Future Television
- Country: Lebanon
- Broadcast area: Worldwide
- Headquarters: Beirut, Lebanon

Programming
- Languages: Arabic Armenian French English
- Picture format: 576i (SDTV)
- Timeshift service: Future International

Ownership
- Sister channels: Future News

History
- Launched: 15 February 1993

Links
- Website: future.com.lb

Availability

Terrestrial
- Nilesat: UHF service
- Bell Fibe TV: Channel 743 (SD) 4:3
- Cablevision (Lebanon): Back to Basic package - General (free-to-air)

Streaming media
- Cablevision+ (IPTV in Lebanon): Channel No. 9 - General

= Future TV =

Lebanese television channel

Future Television (تلفزيون المستقبل, Televizyon al-Mustaqbal) is a Lebanese free-to-air television station founded in 1993 by the Future Movement leader Rafic Hariri, a former Prime Minister of Lebanon. Future TV was also available via satellite in the Arab world, United Kingdom, European Union, United States, Canada, and Australia, but is currently broadcast on a frequency of the Lebanese satellite service provider Cablevision. Politically, the channel supported the views of the Future Movement. The channel also had a sister channel, Future News, which remains defunct.

== History ==
Future Television is a Lebanese owned and operated company founded in 1993. In October 1994, Future Television started a trial satellite broadcasting over the footprint of Arabsat 1D. Shortly after, Future International was launched on the Arabsat 2A transponder. In 1996, in compliance with the new Lebanese audio visual law, Future Television restructured its ownership. Future Television presently has around 90 new shareholders.
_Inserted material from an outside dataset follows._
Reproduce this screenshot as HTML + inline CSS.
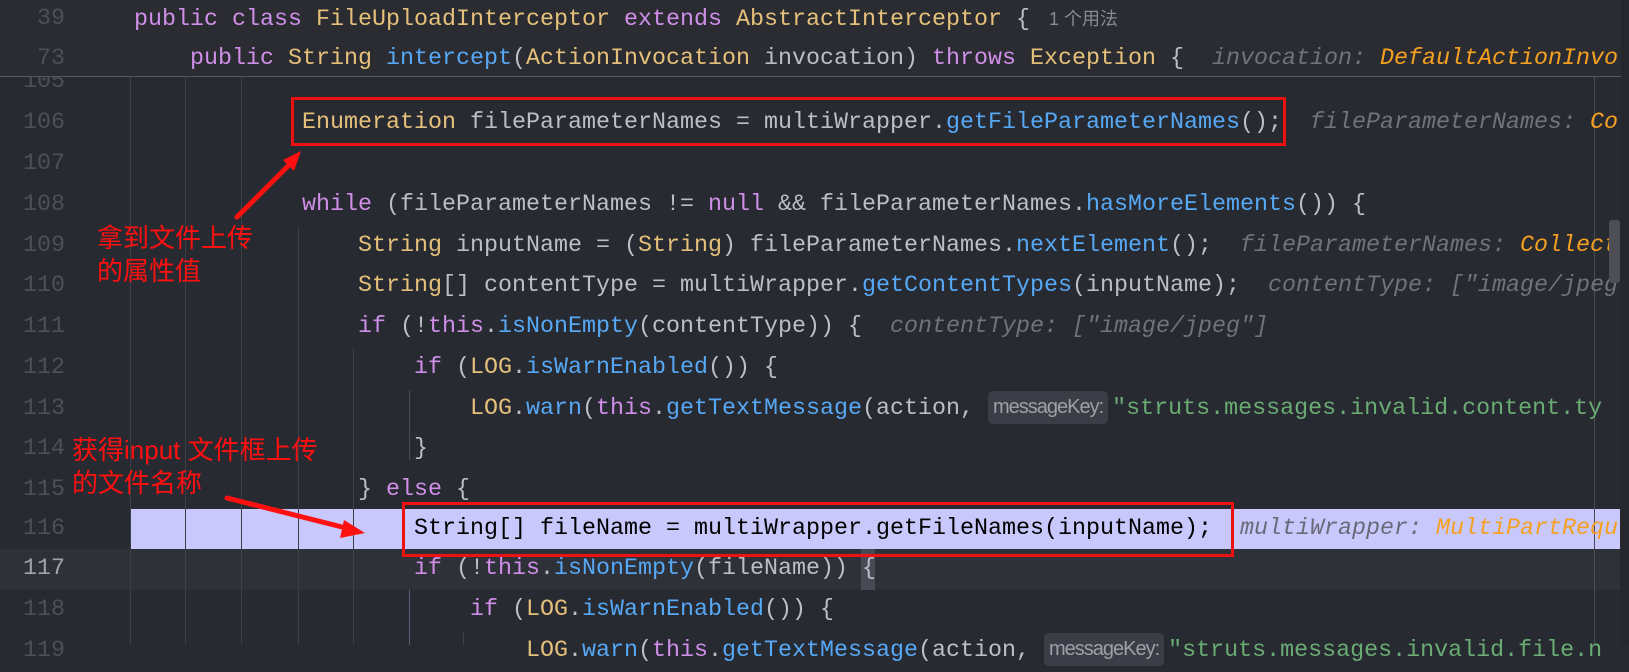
<!DOCTYPE html>
<html><head><meta charset="utf-8"><style>
*{margin:0;padding:0;box-sizing:border-box}
body{width:1629px;height:645px;overflow:hidden;background:#282a31;position:relative;font-family:"Liberation Mono",monospace;font-size:23.33px;color:#bcbec4}
.n{position:absolute;right:1564px;width:60px;text-align:right;color:#4b5059;white-space:pre;line-height:40.75px;height:40.75px}
.c{position:absolute;white-space:pre}
.k{color:#cf8ee8}.t{color:#e5c07b}.m{color:#56a8f5}.s{color:#6aab73}
.h{color:#6f737a;font-style:italic}.o{color:#f5a020;font-style:italic}
.g{position:absolute;width:1px;background:#3c3f46}
.pill{display:inline-block;background:#3b3e46;color:#9da0a8;font-family:"Liberation Sans",sans-serif;font-size:20px;border-radius:5px;padding:0 5px;line-height:33px;height:33px;vertical-align:middle;margin-right:4px;letter-spacing:-1px}
.box{position:absolute;border:3px solid #ee1111}
.ann{position:absolute;color:#ff1010;font-family:"Liberation Sans","Noto Sans CJK SC",sans-serif;font-size:26px;line-height:33px;white-space:pre}
</style></head><body>

<div style="position:absolute;left:0;top:549px;width:1620px;height:41px;background:#2f3139"></div>
<div style="position:absolute;left:130px;top:509px;width:1490px;height:40px;background:#c8c8fc"></div>
<div style="position:absolute;left:861px;top:549px;width:14px;height:41px;background:#464a55"></div>

<div class="g" style="left:130px;top:77px;height:568px"></div>
<div class="g" style="left:185px;top:77px;height:568px"></div>
<div class="g" style="left:241px;top:77px;height:568px"></div>
<div class="g" style="left:298px;top:226px;height:419px"></div>
<div class="g" style="left:353px;top:348px;height:297px"></div>
<div class="g" style="left:409px;top:390px;height:70px;background:#4a4d57"></div>
<div class="g" style="left:409px;top:590px;height:55px;background:#58607a"></div>
<div class="g" style="left:463px;top:632px;height:13px"></div>
<div class="g" style="left:1594px;top:77px;height:568px;background:#4a4c52"></div>

<div class="n" style="top:62px">105</div>
<div class="n" style="top:103px">106</div>
<div class="c" style="left:302px;top:103px;line-height:40.75px"><span class="t">Enumeration</span> fileParameterNames = multiWrapper.<span class="m">getFileParameterNames</span>();  <span class="h">fileParameterNames: </span><span class="o">Co</span></div>
<div class="n" style="top:144px">107</div>
<div class="n" style="top:185px">108</div>
<div class="c" style="left:302px;top:185px;line-height:40.75px"><span class="k">while</span> (fileParameterNames != <span class="k">null</span> &amp;&amp; fileParameterNames.<span class="m">hasMoreElements</span>()) {</div>
<div class="n" style="top:226px">109</div>
<div class="c" style="left:358px;top:226px;line-height:40.75px"><span class="t">String</span> inputName = (<span class="t">String</span>) fileParameterNames.<span class="m">nextElement</span>();  <span class="h">fileParameterNames: </span><span class="o">Collect</span></div>
<div class="n" style="top:266px">110</div>
<div class="c" style="left:358px;top:266px;line-height:40.75px"><span class="t">String</span>[] contentType = multiWrapper.<span class="m">getContentTypes</span>(inputName);  <span class="h">contentType: ["image/jpeg</span></div>
<div class="n" style="top:307px">111</div>
<div class="c" style="left:358px;top:307px;line-height:40.75px"><span class="k">if</span> (!<span class="k">this</span>.<span class="m">isNonEmpty</span>(contentType)) {  <span class="h">contentType: ["image/jpeg"]</span></div>
<div class="n" style="top:348px">112</div>
<div class="c" style="left:414px;top:348px;line-height:40.75px"><span class="k">if</span> (<span class="t">LOG</span>.<span class="m">isWarnEnabled</span>()) {</div>
<div class="n" style="top:389px">113</div>
<div class="c" style="left:470px;top:389px;line-height:40.75px"><span class="t">LOG</span>.<span class="m">warn</span>(<span class="k">this</span>.<span class="m">getTextMessage</span>(action, <span class="pill">messageKey:</span><span class="s">"struts.messages.invalid.content.ty</span></div>
<div class="n" style="top:429px">114</div>
<div class="c" style="left:414px;top:429px;line-height:40.75px">}</div>
<div class="n" style="top:470px">115</div>
<div class="c" style="left:358px;top:470px;line-height:40.75px">} <span class="k">else</span> {</div>
<div class="n" style="top:509px">116</div>
<div class="c" style="left:414px;top:509px;line-height:40.75px;color:#000">String[] fileName = multiWrapper.getFileNames(inputName);  <span class="h" style="color:#6a6a7a">multiWrapper: </span><span class="o">MultiPartRequ</span></div>
<div class="n" style="top:549px;color:#a1a3ab">117</div>
<div class="c" style="left:414px;top:549px;line-height:40.75px"><span class="k">if</span> (!<span class="k">this</span>.<span class="m">isNonEmpty</span>(fileName)) {</div>
<div class="n" style="top:590px">118</div>
<div class="c" style="left:470px;top:590px;line-height:40.75px"><span class="k">if</span> (<span class="t">LOG</span>.<span class="m">isWarnEnabled</span>()) {</div>
<div class="n" style="top:631px">119</div>
<div class="c" style="left:526px;top:631px;line-height:40.75px"><span class="t">LOG</span>.<span class="m">warn</span>(<span class="k">this</span>.<span class="m">getTextMessage</span>(action, <span class="pill">messageKey:</span><span class="s">"struts.messages.invalid.file.n</span></div>

<div style="position:absolute;left:0;top:0;width:1621px;height:77px;background:#2a2c32;border-bottom:1px solid #55575c"></div>
<div class="n" style="top:-1px">39</div>
<div class="c" style="left:134px;top:-1px;line-height:40px"><span class="k">public class</span> <span class="t">FileUploadInterceptor</span> <span class="k">extends</span> <span class="t">AbstractInterceptor</span> { <span style="font-family:'Liberation Sans','Noto Sans CJK SC',sans-serif;font-size:18px;color:#868a91"> 1 个用法</span></div>
<div class="n" style="top:39px">73</div>
<div class="c" style="left:190px;top:39px;line-height:40px"><span class="k">public</span> <span class="t">String</span> <span class="m">intercept</span>(<span class="t">ActionInvocation</span> invocation) <span class="k">throws</span> <span class="t">Exception</span> {  <span class="h">invocation: </span><span class="o">DefaultActionInvo</span></div>

<div style="position:absolute;left:1621px;top:0;width:8px;height:645px;background:#25272c"></div>
<div style="position:absolute;left:1609px;top:220px;width:11px;height:63px;background:#4d4f55;border-radius:3px"></div>

<div class="box" style="left:291px;top:97px;width:995px;height:49px"></div>
<div class="box" style="left:402px;top:502px;width:832px;height:55px"></div>

<div class="ann" style="left:97px;top:222px">拿到文件上传
的属性值</div>
<div class="ann" style="left:72px;top:434px">获得input 文件框上传
的文件名称</div>

<svg style="position:absolute;left:0;top:0" width="1629" height="645">
<line x1="237" y1="217" x2="292" y2="162" stroke="#ff1010" stroke-width="5" stroke-linecap="round"/>
<polygon points="301,151 283,160 294,171" fill="#ff1010"/>
<line x1="227" y1="498" x2="350" y2="529" stroke="#ff1010" stroke-width="5" stroke-linecap="round"/>
<polygon points="365,533 344,520 340,538" fill="#ff1010"/>
</svg>
</body></html>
Future Television was forced into closing on 9 May, during the 2008 Lebanon conflict. After moving its broadcasting headquarters, the station was back on the air on 13 May at 4:30 p.m (Lebanese Local Time). On 16 May, the station went back to its original offices.

In September 2019, Lebanese Prime Minister Saad Hariri announced the suspension of work at his Future TV satellite television channel after 26 years of broadcasting, citing financial reasons for halting operations.

In a statement issued 18 September by his media office, Hariri said: “It is with a heavy heart that I announce today the decision to suspend work at Future TV and settle workers’ wages for the same financial reasons that led to the closing of Al-Mustaqbal newspaper. The decision was not an easy one for me or for the men and women of the Future Movement nor is it for the generation of the founding personnel and the millions of Lebanese and Arab viewers of Future TV who had stayed loyal to the station for more than a quarter of a century”.

The decision highlights the worsening financial crisis in which Hariri was trapped since the dissolution of Saudi-Oger, his father's construction and services company in Saudi Arabia. The company had been the pillar of the Hariri family fortune.

Future Television still broadcasts terrestrially, albeit to retain its license, airing reruns of its programs.

== Competitors ==
The main and direct competitors of Future TV are Murr Television and Lebanese Broadcasting Corporation

== Future Television brands ==
- Future TV Terrestrial: A localized channel dedicated to the whole Lebanese family, it was broadcast in Digital television format from Doha since 2003.
- Future TV International: The channel is dedicated to Lebanese citizens in the Arab world and Europe, currently broadcasting archived Future TV shows
- Future TV America & Australia: The channel is dedicated to Lebanese citizens in the Americas and Australia.

=== Defunct brands ===
- Zein TV: This channel had programs aimed at a younger adult audience, with discussions and content relevant to Arab youth. Reasons for shutting down this channel remain unclear.
- Future News: This channel used to air news and political programs. The channel shut down on 20 August 2012 because the channel changed into a brand new version it was merged with the main future.

== Programs ==
Future TV has produced many programs including SuperStar (Arabic version of Pop Idol), La Youmal لا يمل (a comedy/skit show), Miss Elite Top Model, El Halka Al-Ad'af (Arabic version of The Weakest Link), El Fakh (Arabic version of Cash Trapped), and Alakhbar (The News).

Its most famous talk show was Sireh wo infatahit سيرة وأنفتحت (Arabic for Open for Discussion). Future TV's longest running show was Khaleek bill bait خليك بالبيت (Arabic for Stay at Home). The show interviewed artists and intellectuals from the Arab World.

== Logos ==

Future TV original logo used from 15 February 1993 to 2003.
Future TV second logo used from 2003 to 2007.
Future TV third logo used from 2007 to 20 August 2012.

== Future TV personalities ==

=== Past ===
- Najwa Qassem
- Rima Maktabi

=== Present ===
- Zaven Kouyoumdjian
- Maya Zankoul

== Affiliated Media ==
Al-Mustaqbal newspaper, also owned by the Hariri family, closed its print operations in January for similar reasons, thus threatening the survival of Hariri's Future Movement as a political project while Hezbollah's media empire remained very active despite the militant group's own financial woes.